*Directions for this task:* Drop every picture. Then return, exactly, the lines from the beginning of the listing below through the one containing "type FieldIcon = 'chevron'".

*Data lines:*
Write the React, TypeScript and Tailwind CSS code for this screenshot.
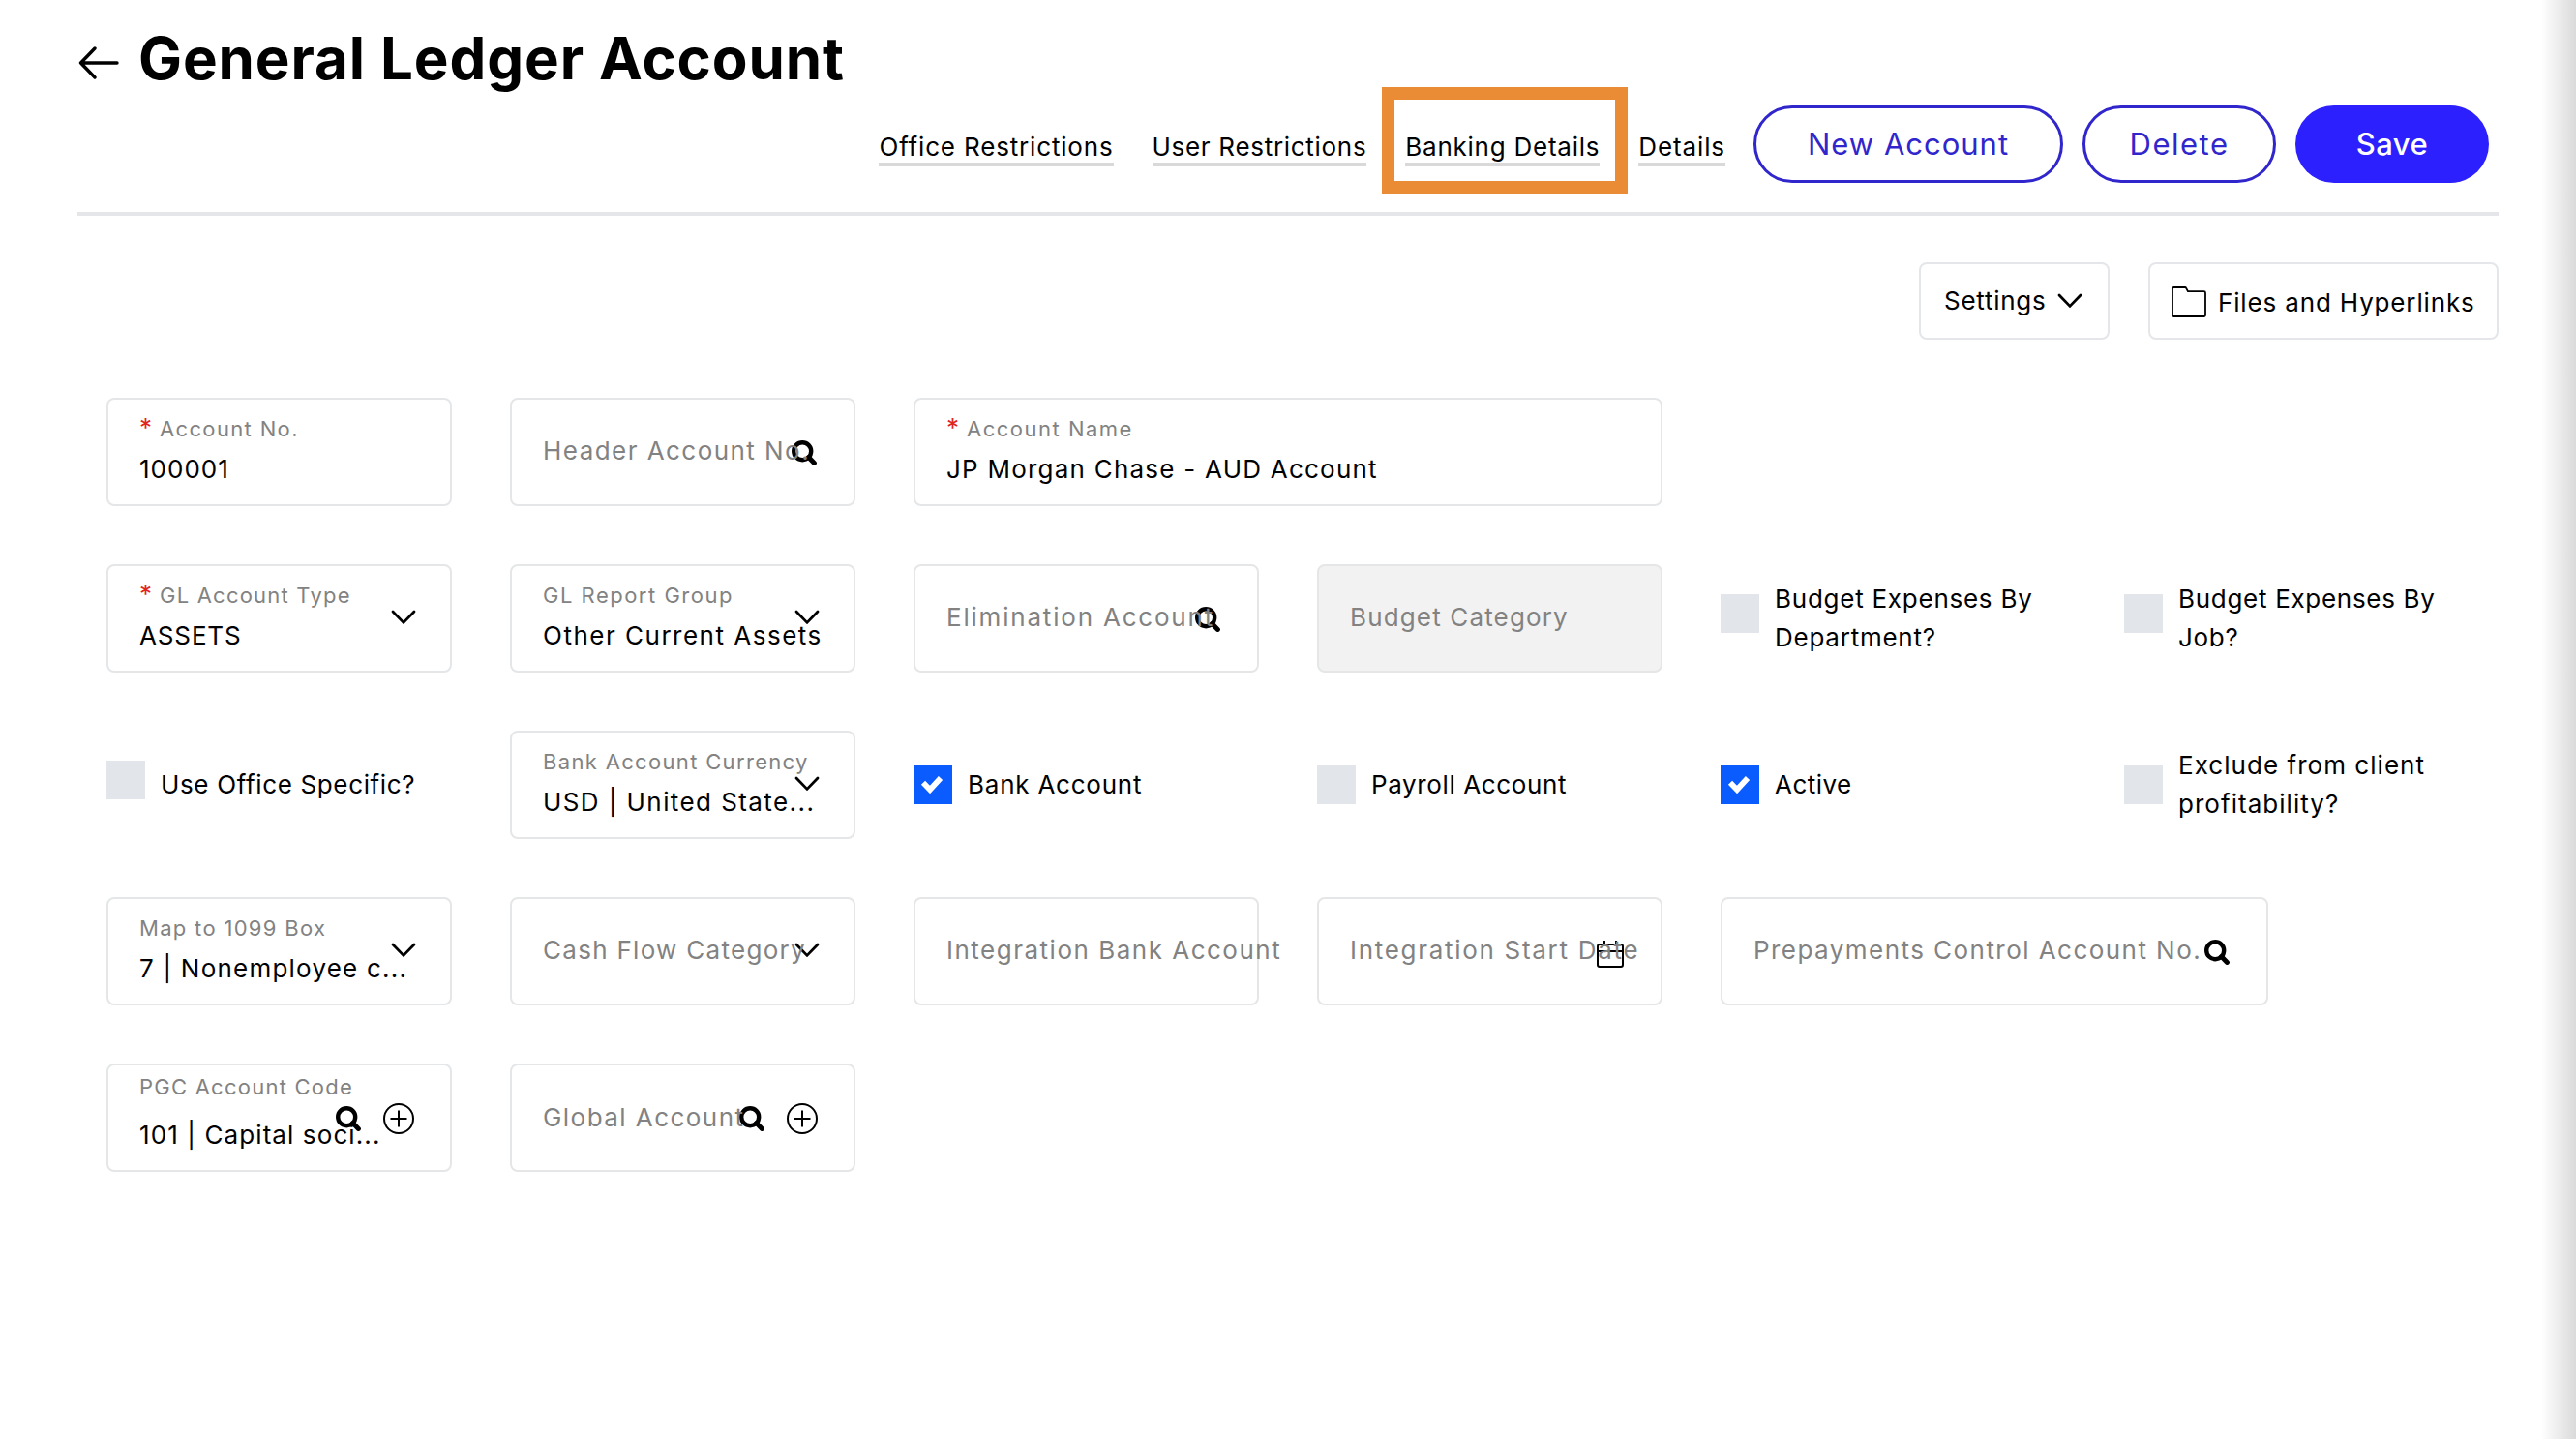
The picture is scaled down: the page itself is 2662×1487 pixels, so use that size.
import type { ReactNode } from 'react';
import clsx from 'clsx';

type FieldIcon = 'chevron' | 'search' | 'calendar' | 'searchAdd';

interface FieldProps {
  label: string;
  labelClass: string;
  value?: string;
  valueClass?: string;
  required?: boolean;
  disabled?: boolean;
  // label sits a little higher on lookups that can create a record
  tall?: boolean;
  icon?: FieldIcon;
  className?: string;
}

interface CheckProps {
  lines: string[];
  textClass: string;
  checked?: boolean;
  raised?: boolean;
}

function BackArrow() {
  return (
    <svg className="w-[42px] h-[34px]" viewBox="0 0 42 34" fill="none" stroke="black" strokeWidth="3.4" strokeLinecap="round" strokeLinejoin="round">
      <path d="M40 17H2.5M17 2 2.5 17 17 32" />
    </svg>
  );
}

function Chevron({ className }: { className?: string }) {
  return (
    <svg className={clsx('w-[26px] h-4', className)} viewBox="0 0 26 16" fill="none" stroke="black" strokeWidth="2.8" strokeLinecap="round" strokeLinejoin="round">
      <path d="M2 2 13 13.4 24 2" />
    </svg>
  );
}

function SearchIcon({ className }: { className?: string }) {
  return (
    <svg className={clsx('w-[26px] h-[26px]', className)} viewBox="0 0 26 26" fill="none" stroke="black" strokeLinecap="round">
      <circle cx="11.2" cy="11.2" r="9" strokeWidth="4.4" />
      <path d="M17.6 17.6 23.4 23.4" strokeWidth="5" />
    </svg>
  );
}

function PlusCircle({ className }: { className?: string }) {
  return (
    <svg className={clsx('w-8 h-8', className)} viewBox="0 0 32 32" fill="none" stroke="black" strokeWidth="2">
      <circle cx="16" cy="16" r="15" />
      <path d="M16 7.5v17M7.5 16h17" />
    </svg>
  );
}

function CalendarIcon({ className }: { className?: string }) {
  return (
    <svg className={clsx('w-7 h-7', className)} viewBox="0 0 28 28" fill="none" stroke="black" strokeWidth="2">
      <rect x="1" y="4" width="26" height="23" rx="2" />
      <path d="M1 11h26M8 0v4M20 0v4" />
    </svg>
  );
}

function FolderIcon() {
  return (
    <svg className="w-9 h-8" viewBox="0 0 36 32" fill="none" stroke="black" strokeWidth="1.8" strokeLinejoin="round">
      <path d="M1 2.5A1.5 1.5 0 0 1 2.500 1H13.800a1.500 1.500 0 0 1 1.400.9L17 5.200H33.500A1.500 1.500 0 0 1 35 6.700V29.500a1.500 1.500 0 0 1-1.500 1.500H2.500A1.500 1.500 0 0 1 1 29.500z" />
    </svg>
  );
}

function Field({ label, labelClass, value, valueClass, required, disabled, tall, icon, className }: FieldProps) {
  return (
    <div
      className={clsx(
        'relative h-28 rounded-lg border-2 border-[#e4e6e8] pl-8 whitespace-nowrap',
        disabled && 'bg-[#f2f2f2]',
        className
      )}
    >
      {icon === 'chevron' && <Chevron className="absolute right-[35px] top-[45px]" />}
      {icon === 'search' && <SearchIcon className="absolute right-[38px] top-[42px]" />}
      {icon === 'calendar' && <CalendarIcon className="absolute right-[38px] top-[43px]" />}
      {icon === 'searchAdd' && (
        <>
          <SearchIcon className="absolute right-[92px] top-[42px]" />
          <PlusCircle className="absolute right-[37px] top-[39px]" />
        </>
      )}

      {value ? (
        <div className={clsx('relative', tall ? 'pt-2' : 'pt-4')}>
          <div className={clsx('text-[22px] leading-7 text-[#828282]', labelClass)}>
            {required && <span className="inline-block w-[21px] text-[26px] leading-none tracking-normal text-[#e0261c]">*</span>}
            {label}
          </div>
          <div className={clsx('text-[26px] leading-8', tall ? 'mt-5' : 'mt-3', valueClass)}>{value}</div>
        </div>
      ) : (
        <div className={clsx('relative text-[26px] leading-8 text-[#828282]', tall ? 'pt-[38px]' : 'pt-[37px]', labelClass)}>
          {label}
        </div>
      )}
    </div>
  );
}

function Check({ lines, textClass, checked, raised }: CheckProps) {
  return (
    <div className="flex h-28 items-center gap-4">
      <div className={clsx('w-10 h-10 shrink-0', checked ? 'bg-[#0a5cff]' : 'bg-[#e2e5ea]', raised && '-mt-2.5')}>
        {checked && (
          <svg className="w-10 h-10" viewBox="0 0 40 40" fill="none" stroke="white" strokeWidth="5.8">
            <path d="M10 17.800 17 25 28 13" />
          </svg>
        )}
      </div>
      <div className={clsx('text-[26px] leading-10 whitespace-nowrap', textClass)}>
        {lines.map((line) => (
          <div key={line}>{line}</div>
        ))}
      </div>
    </div>
  );
}

function HeaderLink({ className, children }: { className: string; children: ReactNode }) {
  return (
    <a className={clsx('relative border-b-4 border-[#d9d9d9] text-[26px] leading-8 whitespace-nowrap', className)}>
      {children}
    </a>
  );
}

export default function App() {
  return (
    <div className="relative w-[2662px] h-[1487px] overflow-hidden bg-white px-20 font-[Inter,'Liberation_Sans',sans-serif] text-black">
      {/* Header */}
      <header className="border-b-4 border-[#e4e6e9] pt-7 pb-[30px]">
        <div className="flex h-16 items-center gap-5 pl-px">
          <div className="pt-2.5">
            <BackArrow />
          </div>
          <h1 className="text-[60px] leading-[64px] font-bold tracking-[0.9px] whitespace-nowrap">General Ledger Account</h1>
        </div>

        <div className="mt-[17px] flex h-20 justify-end gap-5 pr-2.5">
          <nav className="mr-[9px] flex items-start gap-10 pt-[27px]">
            <HeaderLink className="tracking-[0.83px]">Office Restrictions</HeaderLink>
            <HeaderLink className="tracking-[0.7px]">User Restrictions</HeaderLink>
            <HeaderLink className="tracking-[0.75px]">
              Banking Details
              <span className="absolute -left-6 -top-[46px] w-[254px] h-[110px] border-[13px] border-[#ea8b35]" />
            </HeaderLink>
            <HeaderLink className="tracking-[0.9px]">Details</HeaderLink>
          </nav>
          <button className="w-80 rounded-full border-[3px] border-[#3026cc] text-[31px] tracking-[1px] text-[#3026cc]">
            New Account
          </button>
          <button className="w-50 rounded-full border-[3px] border-[#3026cc] text-[31px] tracking-[1.5px] text-[#3026cc]">
            Delete
          </button>
          <button className="w-50 rounded-full bg-[#2d20fe] text-[31px] font-medium tracking-[0.5px] text-white">Save</button>
        </div>
      </header>

      {/* Toolbar */}
      <div className="mt-12 flex justify-end gap-10">
        <button className="flex w-[197px] h-20 items-center rounded-lg border-2 border-[#e4e6e9] pl-6 pb-0.5 text-[26px]">
          <span className="w-[117px] text-left tracking-[0.74px]">Settings</span>
          <Chevron className="mt-0.5" />
        </button>
        <button className="flex w-[362px] h-20 items-center gap-3 rounded-lg border-2 border-[#e4e6e9] pl-[22px] pt-0.5 text-[26px] tracking-[0.85px] whitespace-nowrap">
          <FolderIcon />
          Files and Hyperlinks
        </button>
      </div>

      {/* Form */}
      <div className="mt-15 ml-[30px] grid w-[2442px] grid-cols-6 gap-15">
        <Field required label="Account No." labelClass="tracking-[1.35px]" value="100001" valueClass="tracking-[1px]" />
        <Field label="Header Account No." labelClass="tracking-[1.45px]" icon="search" />
        <Field
          required
          label="Account Name"
          labelClass="tracking-[1.5px]"
          value="JP Morgan Chase - AUD Account"
          valueClass="tracking-[1.23px]"
          className="col-span-2"
        />
        <div className="col-span-2" />

        <Field required label="GL Account Type" labelClass="tracking-[1.22px]" value="ASSETS" valueClass="tracking-[0.86px]" icon="chevron" />
        <Field label="GL Report Group" labelClass="tracking-[1.5px]" value="Other Current Assets" valueClass="tracking-[1.5px]" icon="chevron" />
        <Field label="Elimination Account" labelClass="tracking-[1.8px]" icon="search" />
        <Field disabled label="Budget Category" labelClass="tracking-[1.15px]" />
        <Check raised lines={['Budget Expenses By', 'Department?']} textClass="tracking-[0.75px]" />
        <Check raised lines={['Budget Expenses By', 'Job?']} textClass="tracking-[0.7px]" />

        <Check raised lines={['Use Office Specific?']} textClass="tracking-[0.65px]" />
        <Field label="Bank Account Currency" labelClass="tracking-[1.33px]" value="USD | United State..." valueClass="tracking-[1.42px]" icon="chevron" />
        <Check checked lines={['Bank Account']} textClass="tracking-[0.77px]" />
        <Check lines={['Payroll Account']} textClass="tracking-[0.62px]" />
        <Check checked lines={['Active']} textClass="tracking-[0.46px]" />
        <Check lines={['Exclude from client', 'profitability?']} textClass="tracking-[1.04px]" />

        <Field label="Map to 1099 Box" labelClass="tracking-[1.31px]" value="7 | Nonemployee c..." valueClass="tracking-[1.22px]" icon="chevron" />
        <Field label="Cash Flow Category" labelClass="tracking-[1.29px]" icon="chevron" />
        <Field label="Integration Bank Account" labelClass="tracking-[1.5px]" />
        <Field label="Integration Start Date" labelClass="tracking-[1.7px]" icon="calendar" />
        <Field label="Prepayments Control Account No." labelClass="tracking-[1.45px]" icon="search" className="col-span-2 w-[566px]" />

        <Field tall label="PGC Account Code" labelClass="tracking-[1.24px]" value="101 | Capital soci..." valueClass="tracking-[1.1px]" icon="searchAdd" />
        <Field tall label="Global Account" labelClass="tracking-[1.45px]" icon="searchAdd" />
      </div>

      {/* Edge shadow of the drawer */}
      <div className="absolute inset-y-0 right-0 w-9 bg-linear-to-r from-white to-[#dadada]" />
    </div>
  );
}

*Written answer:*
Write the React, TypeScript and Tailwind CSS code for this screenshot.
The picture is scaled down: the page itself is 2662×1487 pixels, so use that size.
import type { ReactNode } from 'react';
import clsx from 'clsx';

type FieldIcon = 'chevron' | 'search' | 'calendar' | 'searchAdd';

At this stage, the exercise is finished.